## Data section
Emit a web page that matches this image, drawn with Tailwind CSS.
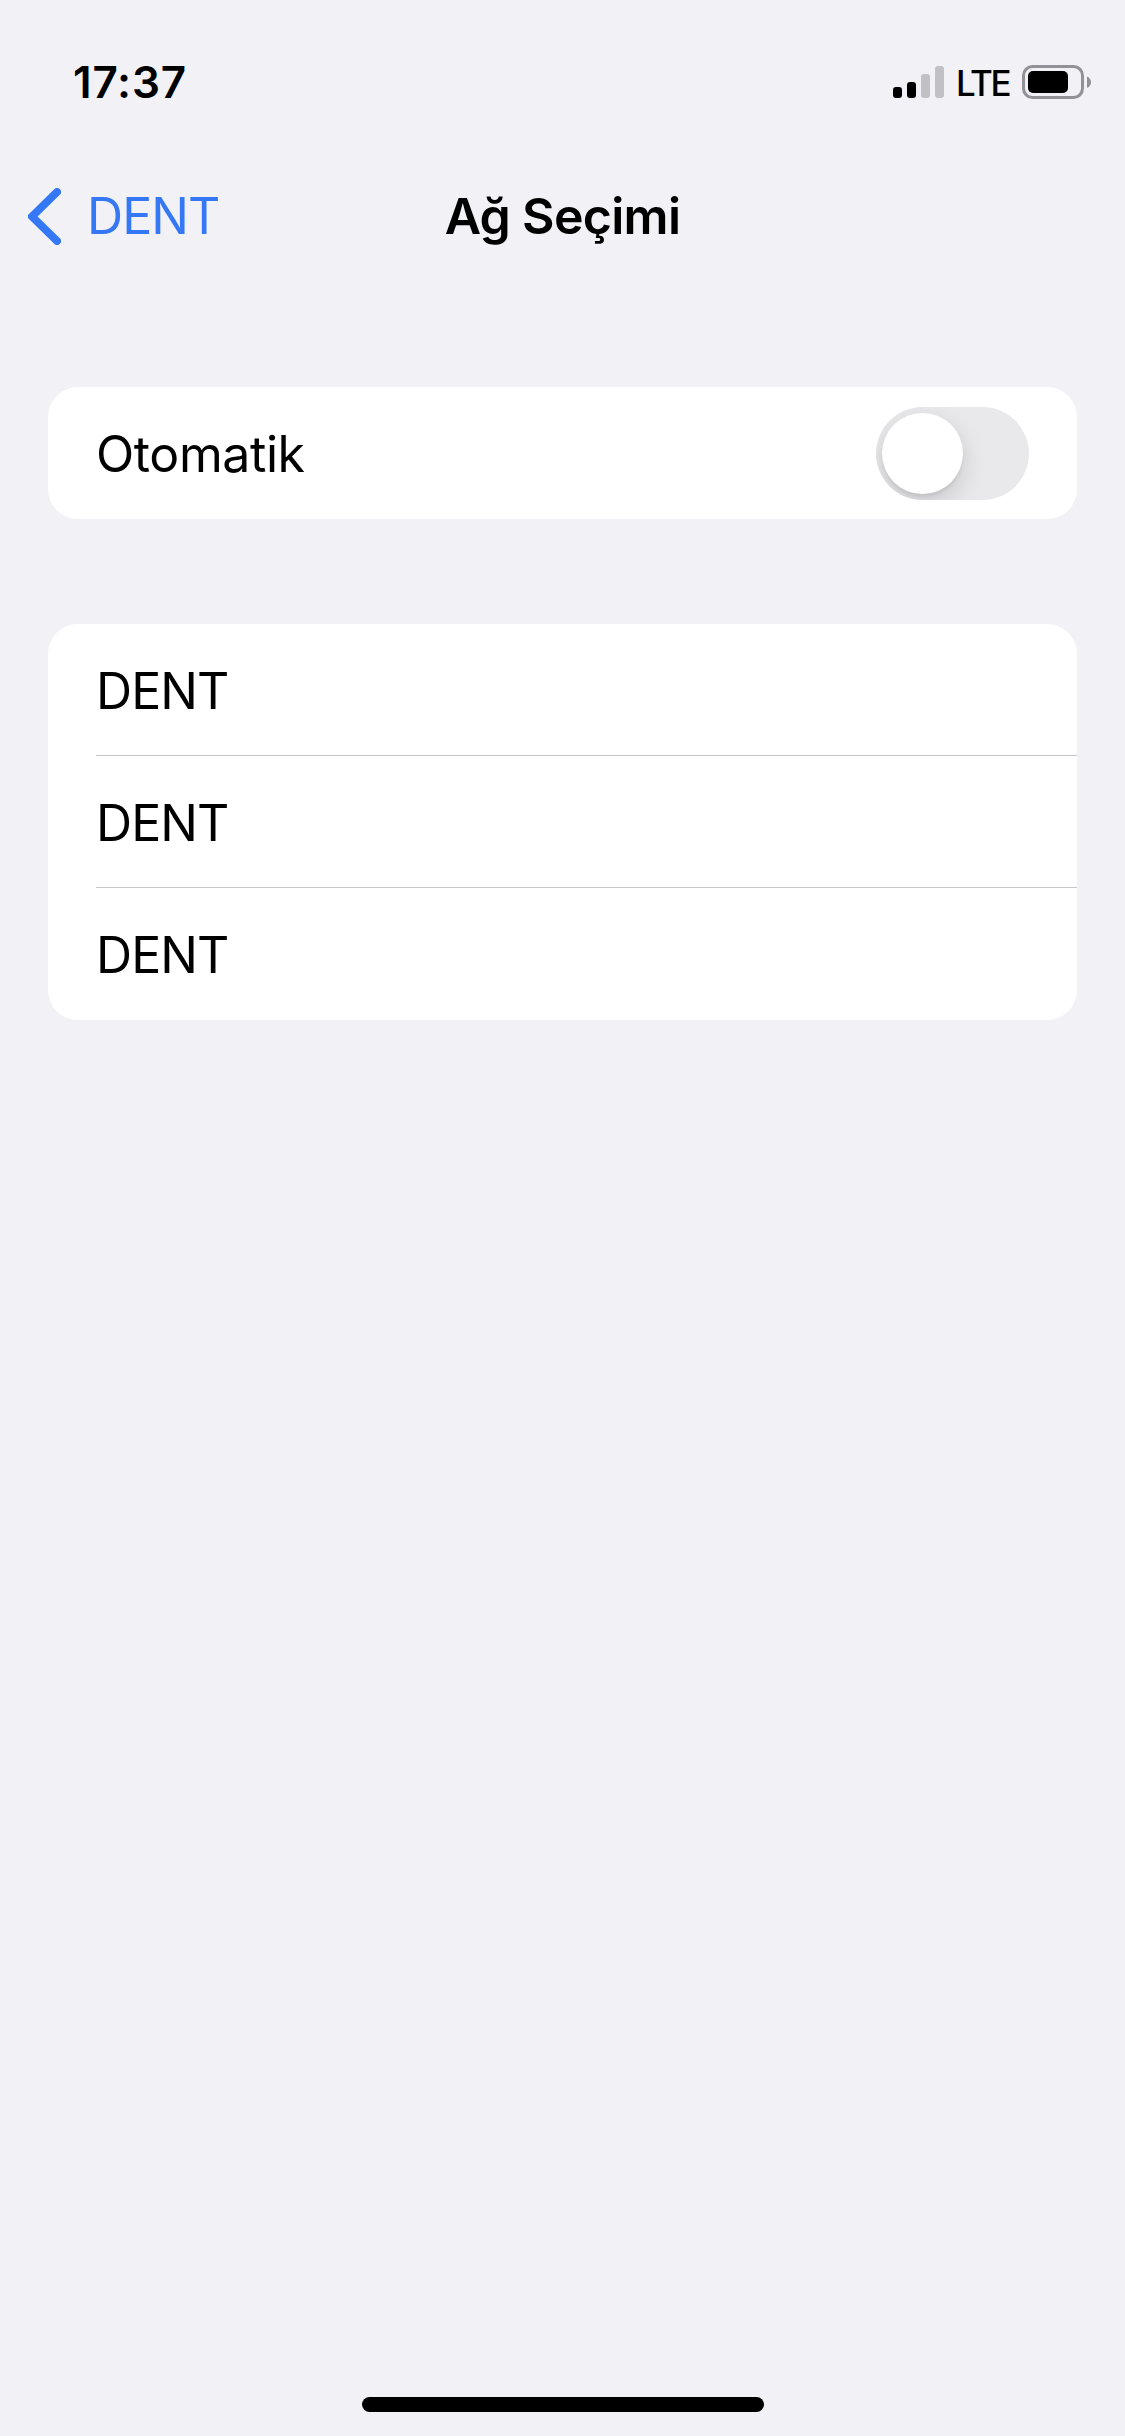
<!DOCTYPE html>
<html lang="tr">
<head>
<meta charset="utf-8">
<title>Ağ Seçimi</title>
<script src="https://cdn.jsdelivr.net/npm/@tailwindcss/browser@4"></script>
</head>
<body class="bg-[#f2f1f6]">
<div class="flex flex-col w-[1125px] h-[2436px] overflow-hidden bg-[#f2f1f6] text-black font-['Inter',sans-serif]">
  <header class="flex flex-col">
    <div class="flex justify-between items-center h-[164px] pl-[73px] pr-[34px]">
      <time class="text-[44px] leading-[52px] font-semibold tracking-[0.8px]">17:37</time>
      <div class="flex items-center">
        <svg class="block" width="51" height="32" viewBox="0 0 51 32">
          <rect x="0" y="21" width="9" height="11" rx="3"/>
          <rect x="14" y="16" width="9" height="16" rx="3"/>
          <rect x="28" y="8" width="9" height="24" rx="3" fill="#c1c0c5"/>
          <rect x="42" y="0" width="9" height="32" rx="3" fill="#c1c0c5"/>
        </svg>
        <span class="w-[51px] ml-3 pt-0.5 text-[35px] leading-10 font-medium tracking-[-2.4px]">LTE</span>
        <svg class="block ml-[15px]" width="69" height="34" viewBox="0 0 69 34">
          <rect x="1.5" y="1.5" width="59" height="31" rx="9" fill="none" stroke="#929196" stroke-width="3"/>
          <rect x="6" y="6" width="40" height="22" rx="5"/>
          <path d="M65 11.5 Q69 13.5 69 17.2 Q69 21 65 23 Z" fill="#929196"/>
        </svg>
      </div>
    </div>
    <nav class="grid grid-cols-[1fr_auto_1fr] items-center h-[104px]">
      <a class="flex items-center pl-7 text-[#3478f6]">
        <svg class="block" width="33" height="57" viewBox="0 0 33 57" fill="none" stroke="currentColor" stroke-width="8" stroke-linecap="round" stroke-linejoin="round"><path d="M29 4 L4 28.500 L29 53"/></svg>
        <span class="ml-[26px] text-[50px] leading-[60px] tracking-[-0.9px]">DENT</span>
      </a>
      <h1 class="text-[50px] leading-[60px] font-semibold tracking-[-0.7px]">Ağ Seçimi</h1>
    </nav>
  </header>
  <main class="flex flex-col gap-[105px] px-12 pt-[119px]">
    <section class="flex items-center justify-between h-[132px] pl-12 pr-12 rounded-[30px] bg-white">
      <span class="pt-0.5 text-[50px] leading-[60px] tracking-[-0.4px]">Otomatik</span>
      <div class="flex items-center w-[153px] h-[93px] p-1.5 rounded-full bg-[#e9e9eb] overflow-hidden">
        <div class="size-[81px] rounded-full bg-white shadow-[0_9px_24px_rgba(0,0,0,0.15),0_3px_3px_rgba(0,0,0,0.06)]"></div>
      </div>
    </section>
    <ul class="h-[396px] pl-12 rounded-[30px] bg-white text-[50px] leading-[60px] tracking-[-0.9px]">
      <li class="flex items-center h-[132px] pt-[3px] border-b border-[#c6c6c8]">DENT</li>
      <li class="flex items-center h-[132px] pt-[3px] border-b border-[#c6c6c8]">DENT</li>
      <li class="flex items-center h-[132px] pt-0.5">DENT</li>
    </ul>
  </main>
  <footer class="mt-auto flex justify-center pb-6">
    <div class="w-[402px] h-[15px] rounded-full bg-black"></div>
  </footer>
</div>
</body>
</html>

## Written problem
Leave out the pictures and output the rest of the material exactly as written.

## Response to the task
Emit a web page that matches this image, drawn with Tailwind CSS.
<!DOCTYPE html>
<html lang="tr">
<head>
<meta charset="utf-8">
<title>Ağ Seçimi</title>
<script src="https://cdn.jsdelivr.net/npm/@tailwindcss/browser@4"></script>
</head>
<body class="bg-[#f2f1f6]">
<div class="flex flex-col w-[1125px] h-[2436px] overflow-hidden bg-[#f2f1f6] text-black font-['Inter',sans-serif]">
  <header class="flex flex-col">
    <div class="flex justify-between items-center h-[164px] pl-[73px] pr-[34px]">
      <time class="text-[44px] leading-[52px] font-semibold tracking-[0.8px]">17:37</time>
      <div class="flex items-center">
        <svg class="block" width="51" height="32" viewBox="0 0 51 32">
          <rect x="0" y="21" width="9" height="11" rx="3"/>
          <rect x="14" y="16" width="9" height="16" rx="3"/>
          <rect x="28" y="8" width="9" height="24" rx="3" fill="#c1c0c5"/>
          <rect x="42" y="0" width="9" height="32" rx="3" fill="#c1c0c5"/>
        </svg>
        <span class="w-[51px] ml-3 pt-0.5 text-[35px] leading-10 font-medium tracking-[-2.4px]">LTE</span>
        <svg class="block ml-[15px]" width="69" height="34" viewBox="0 0 69 34">
          <rect x="1.5" y="1.5" width="59" height="31" rx="9" fill="none" stroke="#929196" stroke-width="3"/>
          <rect x="6" y="6" width="40" height="22" rx="5"/>
          <path d="M65 11.5 Q69 13.5 69 17.2 Q69 21 65 23 Z" fill="#929196"/>
        </svg>
      </div>
    </div>
    <nav class="grid grid-cols-[1fr_auto_1fr] items-center h-[104px]">
      <a class="flex items-center pl-7 text-[#3478f6]">
        <svg class="block" width="33" height="57" viewBox="0 0 33 57" fill="none" stroke="currentColor" stroke-width="8" stroke-linecap="round" stroke-linejoin="round"><path d="M29 4 L4 28.500 L29 53"/></svg>
        <span class="ml-[26px] text-[50px] leading-[60px] tracking-[-0.9px]">DENT</span>
      </a>
      <h1 class="text-[50px] leading-[60px] font-semibold tracking-[-0.7px]">Ağ Seçimi</h1>
    </nav>
  </header>
  <main class="flex flex-col gap-[105px] px-12 pt-[119px]">
    <section class="flex items-center justify-between h-[132px] pl-12 pr-12 rounded-[30px] bg-white">
      <span class="pt-0.5 text-[50px] leading-[60px] tracking-[-0.4px]">Otomatik</span>
      <div class="flex items-center w-[153px] h-[93px] p-1.5 rounded-full bg-[#e9e9eb] overflow-hidden">
        <div class="size-[81px] rounded-full bg-white shadow-[0_9px_24px_rgba(0,0,0,0.15),0_3px_3px_rgba(0,0,0,0.06)]"></div>
      </div>
    </section>
    <ul class="h-[396px] pl-12 rounded-[30px] bg-white text-[50px] leading-[60px] tracking-[-0.9px]">
      <li class="flex items-center h-[132px] pt-[3px] border-b border-[#c6c6c8]">DENT</li>
      <li class="flex items-center h-[132px] pt-[3px] border-b border-[#c6c6c8]">DENT</li>
      <li class="flex items-center h-[132px] pt-0.5">DENT</li>
    </ul>
  </main>
  <footer class="mt-auto flex justify-center pb-6">
    <div class="w-[402px] h-[15px] rounded-full bg-black"></div>
  </footer>
</div>
</body>
</html>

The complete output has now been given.